Learning an Italian Categorial Grammar

Bernardi, R.; Bolognesi, A.; Seidenari, C.; Tamburini, Fabio

The present paper focuses on the first results of a work in progress about grammar induction for Italian. This work aims at achieving a better understanding of the models behind Italian syntax and at building systems able to automatically create Italian Treebanks. The experiments of automatic induction for lexical categories, that was the focus of a FIRB project, are our starting points to induce complex syntactic types which will be then used to semi-automatically build Categorial Grammar (CG) derivations of a given corpus. The study carried so far is based on a specific version of CG, namely Categorial Type Logic (CTL, the logic version of CG, Moortgat ‘97). An important aspect of this system is the derivability relation that holds between syntactic categories and allows to avoid multiple assignments of lexical types when unnecessary. The starting point of our type induction algorithm (Buszkowski and Penn ‘90) must be a Treebank consisting of binary trees. In particular, so far we have based our preliminary work on the Turin University Treebank (TUT). The latter consists of dependency grammar trees for 1500 sentences that we have re-written into binary trees so to extract categorial types by exploiting the dependency relations of the original trees. In this contribution we present the set of categories induced from TUT and illustrate how we intend to exploit CTL derivability relation to simplify the lexicon and avoid unnecessary multiple assignments. In particular, we plan to make use of both syntactic and semantic filtering criteria as well as statistical clustering methods. Due to the richness of dependency and semantic information encoded into categorial grammar types, once we have induced a lexicon as described above, it will be possible to run a syntactic analyser (parser) based on CTL in order to study language diversities between Italian, English and Dutch, since for the latter two languages similar grammar induction works have been already carried out.

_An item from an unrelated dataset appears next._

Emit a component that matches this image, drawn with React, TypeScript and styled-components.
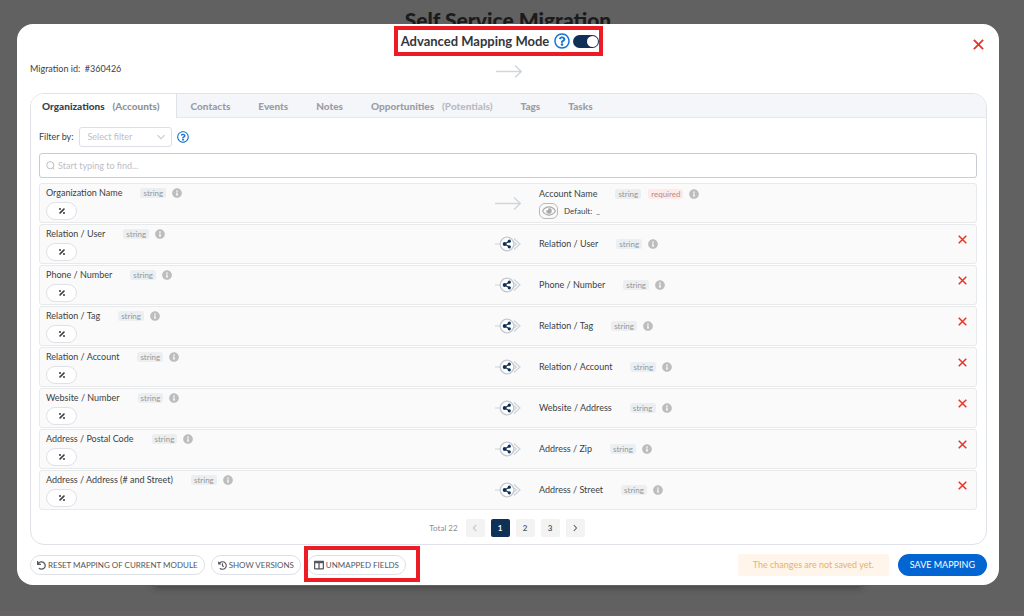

Finally, a last aspect on which we will bring the attention is the need of enhancing a CTL parser’s performance by taking into account semantic information so to discard semantically implausible derivation. Connected to this aim is the need of extending the lexical assignments with semantic meaning representation (see Bos ‘05). It’s plausible to think that the integration of CG with semantic resources like FrameNet could help achieving this ultimate goal.

Bernardi R., Bolognesi A., Seidenari C., Tamburini F. (2008). Learning an Italian Categorial Grammar. BOLOGNA : Bononia University Press.